Cosmic crystallography using short-lived objects - active galactic nuclei

Cosmic crystallography is based on the principle that peaks in the pair separation histogram (PSH) of objects in a catalogue should be induced by the high number of topologically lensed pairs that are separated by Clifford translations, in excess to ``random'' pairs of objects. Here we present modifications of this method that successively improve the signal-to-noise ratio by removing a large part of the noise and then false signals induced by selection effects. Given the transient nature of the most readily available tracer objects, active galactic nuclei (AGNs), the former is possible because a natural filter for removing many of the noise pairs is available: when counting pairs of objects in order to create PSHs, only those with nearly identical redshifts need to be counted. This redshift filter (a maximum value of $\Delta z/z = 0.005$) was applied to a compilation of AGN catalogues.
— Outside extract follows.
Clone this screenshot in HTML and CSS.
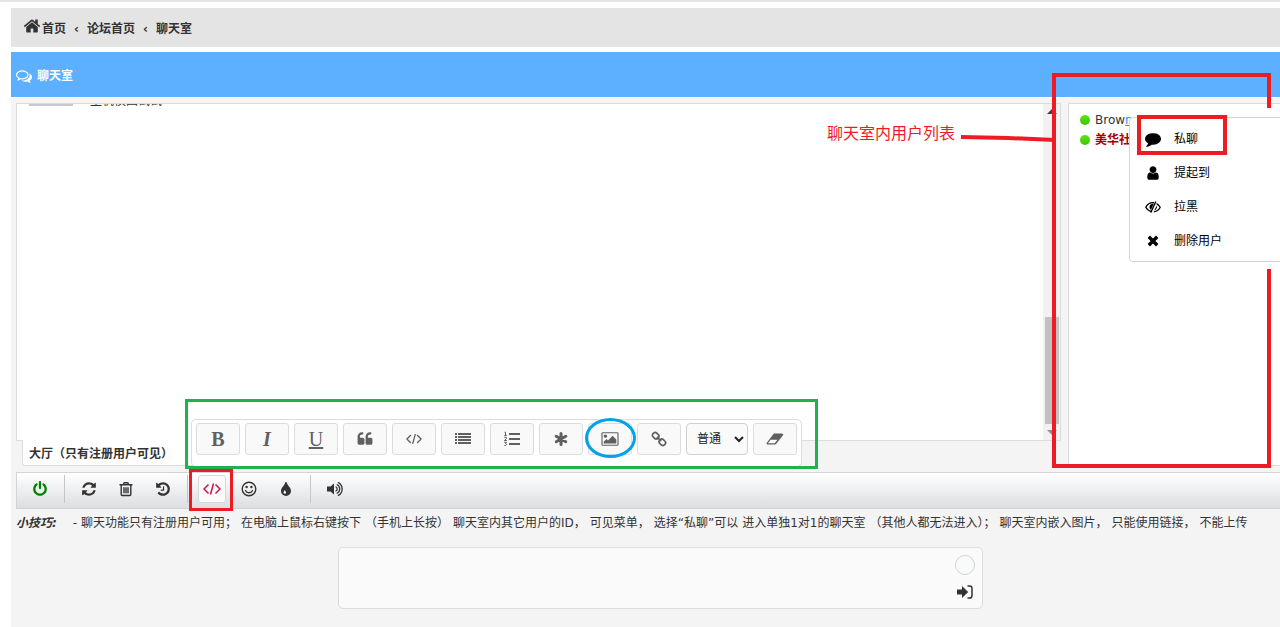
FILE: index.html
```html
<!DOCTYPE html>
<html lang="zh-CN">
<head>
<meta charset="utf-8">
<title>聊天室</title>
<link rel="stylesheet" href="styles.css">
</head>
<body>
<svg class="sprite" aria-hidden="true">
  <symbol id="home" viewBox="0 0 1792 1792"><path d="M1472 992v480q0 26-19 45t-45 19h-384v-384h-256v384h-384q-26 0-45-19t-19-45v-480q0-1 .5-3t.5-3l575-474 575 474q1 2 1 6zm223-69l-62 74q-8 9-21 11h-3q-13 0-21-7l-692-577-692 577q-12 8-24 7-13-2-21-11l-62-74q-8-10-7-23.500t11-21.500l719-599q32-26 76-26t76 26l244 204v-195q0-14 9-23t23-9h192q14 0 23 9t9 23v408l219 182q10 8 11 21.500t-7 23.500z"/></symbol>
  <symbol id="comments" viewBox="0 0 1792 1792"><path d="M704 384q-153 0-286 52t-211.500 141-78.500 191q0 82 53 158t149 132l97 56-35 84q34-20 62-39l44-31 53 10q78 14 153 14 153 0 286-52t211.500-141 78.500-191-78.500-191-211.500-141-286-52zm0-128q191 0 353.500 68.500t256.500 186.500 94 257-94 257-256.500 186.500-353.500 68.500q-86 0-176-16-124 88-278 128-36 9-86 16h-3q-11 0-20.500-8t-11.500-21q-1-3-1-6.500t.5-6.500 2-6l2.500-5 3.500-5.500 4-5 4.500-5 4-4.500q5-6 23-25t26-29.500 22.500-29 25-38.500 20.500-44q-124-72-195-177t-71-224q0-139 94-257t256.500-186.500 353.500-68.500zm822 1169q10 24 20.500 44t25 38.500 22.500 29 26 29.500 23 25q1 1 4 4.500t4.500 5 4 5 3.500 5.500l2.500 5 2 6 .5 6.500-1 6.500q-3 14-13 22t-22 7q-50-7-86-16-154-40-278-128-90 16-176 16-271 0-472-132 58 4 88 4 161 0 309-45t264-129q125-92 192-212t67-254q0-77-23-152 129 71 204 178t75 230q0 120-71 224.500t-195 176.500z"/></symbol>
  <symbol id="power" viewBox="0 0 1792 1792"><path d="M1664 896q0 156-61 298t-164 245-245 164-298 61-298-61-245-164-164-245-61-298q0-182 80.500-343t226.500-270q43-32 95.500-25t83.500 50q32 42 24.500 94.500t-49.500 84.500q-98 74-151.500 181t-53.500 228q0 104 40.500 198.500t109.500 163.500 163.500 109.500 198.500 40.500 198.500-40.500 163.500-109.500 109.500-163.500 40.500-198.500q0-121-53.500-228t-151.500-181q-42-32-49.500-84.500t24.500-94.500q31-43 84-50t95 25q146 109 226.500 270t80.500 343zm-640-768v640q0 52-38 90t-90 38-90-38-38-90v-640q0-52 38-90t90-38 90 38 38 90z"/></symbol>
  <symbol id="refresh" viewBox="0 0 1792 1792"><path d="M1639 1056q0 5-1 7-64 268-268 434.500t-478 166.500q-146 0-282.500-55t-243.500-157l-129 129q-19 19-45 19t-45-19-19-45v-448q0-26 19-45t45-19h448q26 0 45 19t19 45-19 45l-137 137q71 66 161 102t187 36q134 0 250-65t186-179q11-17 53-117 8-23 30-23h192q13 0 22.500 9.500t9.500 22.500zm25-800v448q0 26-19 45t-45 19h-448q-26 0-45-19t-19-45 19-45l138-138q-148-137-349-137-134 0-250 65t-186 179q-11 17-53 117-8 23-30 23h-199q-13 0-22.500-9.500t-9.500-22.500v-7q65-268 270-434.500t480-166.500q146 0 284 55.500t245 156.500l130-129q19-19 45-19t45 19 19 45z"/></symbol>
  <symbol id="trash" viewBox="0 0 16 16"><path d="M1.500 3.800h13M5.500 3.500l.7-1.800h3.600l.7 1.800M3.200 4v9.300c0 .7.400 1.200 1 1.200h7.600c.6 0 1-.5 1-1.200V4M6 6.200v6M8 6.200v6M10 6.200v6" fill="none" stroke="currentColor" stroke-width="1.400"/></symbol>
  <symbol id="history" viewBox="0 0 1792 1792"><path d="M1664 896q0 156-61 298t-164 245-245 164-298 61q-172 0-327-72.500t-264-204.500q-7-10-6.500-22.500t8.500-20.500l137-138q10-9 25-9 16 2 23 12 73 95 179 147t225 52q104 0 198.500-40.500t163.500-109.500 109.500-163.500 40.500-198.500-40.500-198.500-109.500-163.500-163.500-109.500-198.500-40.500q-98 0-188 35.500t-160 101.500l137 138q31 30 14 69-17 40-59 40h-448q-26 0-45-19t-19-45v-448q0-42 40-59 39-17 69 14l130 129q107-101 244.500-156.500t284.500-55.500q156 0 298 61t245 164 164 245 61 298zm-640-288v448q0 14-9 23t-23 9h-320q-14 0-23-9t-9-23v-64q0-14 9-23t23-9h224v-352q0-14 9-23t23-9h64q14 0 23 9t9 23z"/></symbol>
  <symbol id="code" viewBox="0 0 18 16"><path d="M5.500 3.500 1 8l4.500 4.500M12.500 3.500 17 8l-4.500 4.500M10.500 2.500l-3 11" fill="none" stroke="currentColor" stroke-width="1.500"/></symbol>
  <symbol id="smile" viewBox="0 0 16 16"><circle cx="8" cy="8" r="6.800" fill="none" stroke="currentColor" stroke-width="1.400"/><circle cx="5.600" cy="6" r="1.200"/><circle cx="10.400" cy="6" r="1.200"/><path d="M4.500 9.500c1.200 3 5.800 3 7 0" fill="none" stroke="currentColor" stroke-width="1.300" stroke-linecap="round"/></symbol>
  <symbol id="tint" viewBox="0 0 16 16"><path fill-rule="evenodd" d="M8 1c.5 0 .8.300.9.800.9 3.200 4.100 5 4.100 8.200a5 5 0 0 1-10 0c0-3.200 3.200-5 4.100-8.200.1-.5.400-.8.900-.8zM6.600 9.400c-.7.900-1.100 1.400-1.100 2 0 .7.600 1.300 1.300 1.300s1.300-.6 1.300-1.300c0-.7-.6-1.100-1-2-.1-.3-.4-.3-.5 0z"/></symbol>
  <symbol id="volume" viewBox="0 0 18 16"><path d="M8 2.500v11L4.500 10.500H1v-5h3.500z"/><path d="M10 6c1.600.8 1.600 3.200 0 4M11.200 3.800c3.400 1.800 3.400 6.600 0 8.400M12.400 1.600c5 2.800 5 10 0 12.800" fill="none" stroke="currentColor" stroke-width="1.300" stroke-linecap="round"/></symbol>
  <symbol id="quote" viewBox="0 0 1792 1792"><path d="M832 960v384q0 80-56 136t-136 56h-384q-80 0-136-56t-56-136v-704q0-104 40.500-198.500t109.500-163.500 163.500-109.500 198.500-40.500h64q26 0 45 19t19 45v128q0 26-19 45t-45 19h-64q-106 0-181 75t-75 181v32q0 40 28 68t68 28h224q80 0 136 56t56 136z"/><path d="M1728 960v384q0 80-56 136t-136 56h-384q-80 0-136-56t-56-136v-704q0-104 40.500-198.500t109.500-163.500 163.500-109.500 198.500-40.500h64q26 0 45 19t19 45v128q0 26-19 45t-45 19h-64q-106 0-181 75t-75 181v32q0 40 28 68t68 28h224q80 0 136 56t56 136z"/></symbol>
  <symbol id="list" viewBox="0 0 16 16"><path d="M0 2h2v2H0zM0 5h2v2H0zM0 8h2v2H0zM0 11h2v2H0zM3 2h13v2H3zM3 5h13v2H3zM3 8h13v2H3zM3 11h13v2H3z"/></symbol>
  <symbol id="numbers" viewBox="0 0 16 16"><path d="M5 2h11v2H5zM5 7h11v2H5zM5 12h11v2H5z"/><path d="M.5 1.200h1V4.500M.3 4.500h2.400M.3 6.300h2v1.500l-2 1.700h2.500M.3 11.300h2.200l-1 1.300c1.600.2 1.400 2.200-1.200 2" fill="none" stroke="currentColor"/></symbol>
  <symbol id="asterisk" viewBox="0 0 16 16"><path d="M8 2.500v11M3.200 5.200l9.600 5.600M12.800 5.200l-9.600 5.600" stroke="currentColor" stroke-width="3" stroke-linecap="round"/></symbol>
  <symbol id="image" viewBox="-64 0 1920 1792"><path d="M576 576q0 80-56 136t-136 56-136-56-56-136 56-136 136-56 136 56 56 136zm1024 384v448h-1408v-192l320-320 160 160 512-512zm96-704h-1600q-13 0-22.500 9.500t-9.500 22.500v1216q0 13 9.500 22.500t22.500 9.500h1600q13 0 22.500-9.500t9.500-22.500v-1216q0-13-9.500-22.500t-22.500-9.500zm160 32v1216q0 66-47 113t-113 47h-1600q-66 0-113-47t-47-113v-1216q0-66 47-113t113-47h1600q66 0 113 47t47 113z"/></symbol>
  <symbol id="link" viewBox="0 0 16 16"><g fill="none" stroke="currentColor" stroke-width="1.700" transform="rotate(45 8 8)"><rect x="0" y="5.400" width="6.600" height="5.200" rx="2.200"/><rect x="9.400" y="5.400" width="6.600" height="5.200" rx="2.200"/><path d="M5 8h6"/></g></symbol>
  <symbol id="eraser" viewBox="0 0 18 16"><path fill-rule="evenodd" d="M8.200 2.500H16c1 0 1.600 1 1 1.800l-6.700 8.500c-.3.400-.6.700-1.200.7H1.800c-1 0-1.600-1-1-1.800l6.500-8.500c.3-.4.500-.7.900-.7zM4.600 8.800 2 12.300h6.700l2.800-3.500z"/></symbol>
  <symbol id="comment" viewBox="0 0 1792 1792"><path d="M1792 896q0 174-120 321.500t-326 233-450 85.500q-70 0-145-8-198 175-460 225-49 14-114 22-17 2-30.500-9t-17.500-29v-1q-3-4-.5-12t2-10 4.500-9.500l6-9 7-8.500 8-9q7-8 31-34.500t34.500-38 31-39.500 32.500-51 27-59 26-76q-157-89-247.500-220t-90.500-281q0-130 71-248.500t191-204.500 286-136.500 348-50.500 348 50.500 286 136.500 191 204.500 71 248.500z"/></symbol>
  <symbol id="user" viewBox="0 0 1792 1792"><path d="M1536 1399q0 109-62.500 187t-150.500 78h-854q-88 0-150.500-78t-62.500-187q0-85 8.500-160.500t31.500-152 58.500-131 94-89 134.500-34.500q131 128 313 128t313-128q76 0 134.500 34.500t94 89 58.500 131 31.500 152 8.500 160.500zm-256-887q0 159-112.500 271.500t-271.500 112.500-271.500-112.500-112.500-271.500 112.500-271.500 271.500-112.500 271.500 112.500 112.500 271.500z"/></symbol>
  <symbol id="hide" viewBox="0 0 16 16"><path d="M6.500 12.500C4 12 2 10.500.8 8.300 2.200 5.500 4.800 3.700 8 3.700h1M11.500 4.600c1.600.8 2.800 2 3.700 3.700-1.300 2.600-3.600 4.200-6.400 4.500" fill="none" stroke="currentColor" stroke-width="1.300"/><path d="M10.800 2.500 5.800 13.500" stroke="currentColor" stroke-width="1.400"/><path d="M8.800 4.600 6 10.800C3.300 9 4.200 4.600 8.800 4.600zM11.800 6.500c.6 2.300-.4 4.200-2.500 5z"/></symbol>
  <symbol id="times" viewBox="0 0 16 16"><path d="m3.800 3.800 8.400 8.400M12.200 3.800l-8.400 8.400" stroke="currentColor" stroke-width="3.400"/></symbol>
  <symbol id="enter" viewBox="0 0 16 16"><path d="M0 5.500h5V2l6.200 6L5 14v-3.500H0z"/><path d="M10.500 2h2.300A2.200 2.200 0 0 1 15 4.200v7.600a2.200 2.200 0 0 1-2.200 2.200h-2.300" fill="none" stroke="currentColor" stroke-width="1.500"/></symbol>
</svg>

<div class="page">
  <nav class="crumbs" aria-label="导航">
    <a class="crumb" href="#"><svg class="icon"><use href="#home"/></svg>首页</a>
    <span class="chevron">‹</span>
    <a class="crumb" href="#">论坛首页</a>
    <span class="chevron">‹</span>
    <a class="crumb" href="#">聊天室</a>
  </nav>

  <h1 class="title"><svg class="icon"><use href="#comments"/></svg>聊天室</h1>

  <main class="chat">
    <div class="panels">
      <div class="room">
        <section class="log" aria-label="消息">
          <div class="messages">
            <div class="message"><span class="avatar"></span><p class="message-text">主机模回试试</p></div>
          </div>
          <div class="scrollbar"><span class="arrow arrow-up"></span><span class="thumb"></span><span class="arrow arrow-down"></span></div>
        </section>
        <button class="tab" type="button">大厅（只有注册用户可见）</button>
      </div>

      <aside class="users">
        <ul class="user-list">
          <li class="user-row"><span class="dot"></span><span>Brow<a class="user-link" href="#">n</a></span></li>
          <li class="user-row admin"><span class="dot"></span><span>美华社</span></li>
        </ul>
        <div class="menu">
          <button class="menu-item" type="button"><svg class="icon"><use href="#comment"/></svg>私聊</button>
          <button class="menu-item" type="button"><svg class="icon"><use href="#user"/></svg>提起到</button>
          <button class="menu-item" type="button"><svg class="icon"><use href="#hide"/></svg>拉黑</button>
          <button class="menu-item" type="button"><svg class="icon"><use href="#times"/></svg>删除用户</button>
        </div>
        <svg class="mark mark-users" viewBox="0 0 320 400" aria-hidden="true">
          <path d="M318 35V2H103v391h215V196" stroke-width="4"/>
          <path d="M10 64l47 1 47 2" stroke-width="4"/>
          <rect x="188" y="44" width="86" height="36" stroke-width="4"/>
        </svg>
        <p class="note">聊天室内用户列表</p>
      </aside>
    </div>

    <div class="toolbar">
      <button class="tool power" type="button" aria-label="退出"><svg class="icon"><use href="#power"/></svg></button>
      <span class="rule"></span>
      <button class="tool" type="button" aria-label="刷新"><svg class="icon"><use href="#refresh"/></svg></button>
      <button class="tool" type="button" aria-label="清除"><svg class="icon"><use href="#trash"/></svg></button>
      <button class="tool" type="button" aria-label="历史"><svg class="icon"><use href="#history"/></svg></button>
      <span class="rule"></span>
      <button class="tool active" type="button" aria-label="BBCode"><svg class="icon wide"><use href="#code"/></svg></button>
      <button class="tool" type="button" aria-label="表情"><svg class="icon"><use href="#smile"/></svg></button>
      <button class="tool" type="button" aria-label="颜色"><svg class="icon"><use href="#tint"/></svg></button>
      <span class="rule"></span>
      <button class="tool" type="button" aria-label="声音"><svg class="icon wide"><use href="#volume"/></svg></button>

      <div class="editor">
        <button class="format letter" type="button"><b>B</b></button>
        <button class="format letter" type="button"><i>I</i></button>
        <button class="format letter" type="button"><u>U</u></button>
        <button class="format" type="button" aria-label="引用"><svg class="icon"><use href="#quote"/></svg></button>
        <button class="format" type="button" aria-label="代码"><svg class="icon"><use href="#code"/></svg></button>
        <button class="format" type="button" aria-label="列表"><svg class="icon"><use href="#list"/></svg></button>
        <button class="format" type="button" aria-label="编号列表"><svg class="icon"><use href="#numbers"/></svg></button>
        <button class="format" type="button" aria-label="列表项"><svg class="icon"><use href="#asterisk"/></svg></button>
        <button class="format" type="button" aria-label="图片"><svg class="icon wide"><use href="#image"/></svg></button>
        <button class="format" type="button" aria-label="链接"><svg class="icon"><use href="#link"/></svg></button>
        <select class="size" aria-label="字号"><option>普通</option></select>
        <button class="format" type="button" aria-label="清除格式"><svg class="icon wide"><use href="#eraser"/></svg></button>
      </div>
      <span class="frame frame-editor"></span>
      <span class="frame frame-code"></span>
      <span class="frame frame-image"></span>
    </div>

    <p class="tips">
      <strong class="tips-label">小技巧:</strong>
      <span>- 聊天功能只有注册用户可用；</span><span>在电脑上鼠标右键按下</span><span>（手机上长按）</span><span>聊天室内其它用户的ID，</span><span>可见菜单，</span><span>选择“私聊”可以</span><span>进入单独1对1的聊天室</span><span>（其他人都无法进入）；</span><span>聊天室内嵌入图片，</span><span>只能使用链接，</span><span>不能上传</span>
    </p>

    <form class="composer">
      <textarea class="composer-text" aria-label="消息内容"></textarea>
      <div class="composer-side">
        <span class="counter"></span>
        <button class="send" type="button" aria-label="发送"><svg class="icon"><use href="#enter"/></svg></button>
      </div>
    </form>
  </main>
</div>
</body>
</html>
```
FILE: styles.css
```css
* { box-sizing: border-box; }

body {
  margin: 0;
  min-height: 100vh;
  display: flex;
  flex-direction: column;
  border-top: 2px solid #e4e4e4;
  background: #fff;
  color: #333;
  font: 12px/20px "DejaVu Sans", "Noto Sans CJK SC", sans-serif;
  overflow-x: hidden;
}

button, select, textarea { font: inherit; color: inherit; }
button { border: 0; padding: 0; background: none; }
a { color: inherit; text-decoration: none; }
p, ul, h1 { margin: 0; padding: 0; }

.sprite { position: absolute; width: 0; height: 0; }
.icon { width: 16px; height: 16px; flex: none; fill: currentColor; }
.wide { width: 18px; }

.page {
  flex: 1;
  display: flex;
  flex-direction: column;
  gap: 5px;
  padding: 6px 0 0 11px;
}

.crumbs {
  display: flex;
  align-items: center;
  gap: 7px;
  height: 39px;
  padding: 2px 0 0 12px;
  background: #e4e4e4;
  font-weight: bold;
}
.crumb { display: flex; align-items: center; gap: 1px; }
.crumb .icon { width: 18px; height: 18px; margin-bottom: 5px; }
.chevron { padding: 0 1px; }

.title {
  display: flex;
  align-items: center;
  gap: 5px;
  height: 45px;
  padding: 2px 0 0 5px;
  background: #5cb0ff;
  color: #fff;
  font-size: 12px;
}

.chat {
  flex: 1;
  margin-top: -4px;
  padding: 5px 0 16px 5px;
  background: #f4f4f4;
}

.panels { display: flex; gap: 7px; height: 363px; }
.room { flex: 1; min-width: 0; display: flex; flex-direction: column; align-items: flex-start; }
.log {
  flex: 1;
  align-self: stretch;
  min-height: 0;
  display: flex;
  border: 1px solid #dcdcdc;
  background: #fff;
  overflow: hidden;
}
.messages { flex: 1; padding-left: 12px; overflow: hidden; }
.message { display: flex; gap: 17px; margin-top: -13px; }
.avatar { width: 44px; height: 15px; background: #c4c8d4; }

.scrollbar {
  width: 17px;
  display: flex;
  flex-direction: column;
  align-items: center;
  padding: 5px 1px;
  background: #f1f1f1;
}
.arrow { border: 5px solid transparent; }
.arrow-up { border-top-width: 0; border-bottom-color: #404040; }
.arrow-down { margin-top: 6px; border-bottom-width: 0; border-top-color: #909090; }
.thumb { width: 14px; height: 107px; margin-top: auto; background: #c1c1c1; }

.tab {
  width: 180px;
  height: 26px;
  margin: -1px 0 0 6px;
  padding: 2px 6px 0;
  border: 1px solid #dcdcdc;
  border-top: 0;
  border-radius: 0 0 3px 3px;
  background: #fff;
  font-weight: bold;
  text-align: left;
  white-space: nowrap;
}

.users {
  position: relative;
  width: 212px;
  border: 1px solid #dcdcdc;
  border-right: 0;
  background: #fff;
}
.user-list { padding: 6px 0 0 11px; list-style: none; }
.user-row { display: flex; align-items: center; gap: 5px; white-space: nowrap; }
.dot { width: 10px; height: 10px; border-radius: 50%; background: linear-gradient(#60e610, #3cc400); }
.admin { color: #a00; font-weight: bold; }
.user-link { color: #3b8ef0; text-decoration: underline; }

.menu {
  position: absolute;
  top: 13px;
  left: 60px;
  right: -6px;
  padding: 4px 0 3px;
  border: 1px solid #d4d4d4;
  border-radius: 4px;
  background: #fff;
}
.menu-item {
  display: flex;
  align-items: center;
  gap: 13px;
  width: 100%;
  height: 34px;
  padding-left: 15px;
  color: #000;
}

.mark { position: absolute; fill: none; stroke: #ed1c24; }
.mark-users { top: -31px; left: -118px; width: 320px; height: 400px; }
.note {
  position: absolute;
  top: 18px;
  left: -242px;
  color: #ed1c24;
  font-size: 16px;
  line-height: 24px;
}

.toolbar {
  position: relative;
  display: flex;
  align-items: center;
  gap: 9px;
  height: 37px;
  margin-top: 6px;
  padding: 0 0 3px 9px;
  border: 1px solid #d4d4d4;
  border-right: 0;
  background: linear-gradient(#fff, #dcdee2);
}
.tool { display: grid; place-items: center; width: 28px; height: 28px; }
.power { color: #008000; }
.active { border: 1px solid #d8d8d8; border-radius: 3px; background: #fafafa; color: #d31141; }
.rule { width: 1px; height: 28px; margin: 0 1px; background: #c4c6ca; }

.editor {
  position: absolute;
  top: -54px;
  left: 174px;
  display: flex;
  gap: 5px;
  padding: 3px 4px 11px;
  border: 1px solid #dcdcdc;
  border-radius: 5px;
  background: #fff;
}
.format {
  display: grid;
  place-items: center;
  width: 44px;
  height: 32px;
  border: 1px solid #dcdcdc;
  border-radius: 3px;
  background: #f9f9f9;
  color: #606060;
}
.letter { font: 20px/24px "Liberation Serif", serif; }
.letter i { font-weight: bold; }
.size {
  width: 62px;
  height: 32px;
  padding-left: 6px;
  border: 1px solid #d0d0d0;
  border-radius: 4px;
  background: #fafafa;
  color: #222;
}

.frame { position: absolute; border: 3px solid #ed1c24; }
.frame-editor { top: -74px; left: 168px; width: 633px; height: 70px; border-color: #22b14c; }
.frame-code { top: -4px; left: 172px; width: 44px; height: 42px; }
.frame-image { top: -55px; left: 568px; width: 51px; height: 40px; border-color: #00a2e8; border-radius: 50%; }

.tips {
  display: flex;
  gap: 4px;
  margin-top: 4px;
  white-space: nowrap;
}
.tips-label { font-style: italic; margin-right: 12px; }

.composer {
  display: flex;
  width: 51%;
  height: 62px;
  margin: 14px 297px 0 auto;
  padding: 7px;
  border: 1px solid #dcdcdc;
  border-radius: 5px;
  background: #fafafa;
}
.composer-text { flex: 1; border: 0; outline: 0; resize: none; background: none; }
.composer-side {
  display: flex;
  flex-direction: column;
  align-items: center;
  justify-content: space-between;
  width: 20px;
}
.counter { width: 20px; height: 20px; border: 1px solid #ccd6dd; border-radius: 50%; }
.send { height: 18px; display: grid; place-items: center; }
```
Further noise was removed by applying a second filter, a maximum angle $\Delta \theta =0.075$ rad, and a minimum number of pairs $\protect\npairs=3$ to find each ``bunch of pairs'' (BoP) where the {\em vectors} (in Euclidean comoving space) defined by pairs are required to be nearly equal, whereas in the PSH only the {\em lengths} must be nearly equal. These filters reveal significant signals, which, however, are due to selection effects. A third filter, a minimum length $\Lselec=150$ {\hMpc} between the (parallel) vectors in a BoP, is found to effectively remove these selection effect pairs. After application of these successive filters, no significant topological signal was found.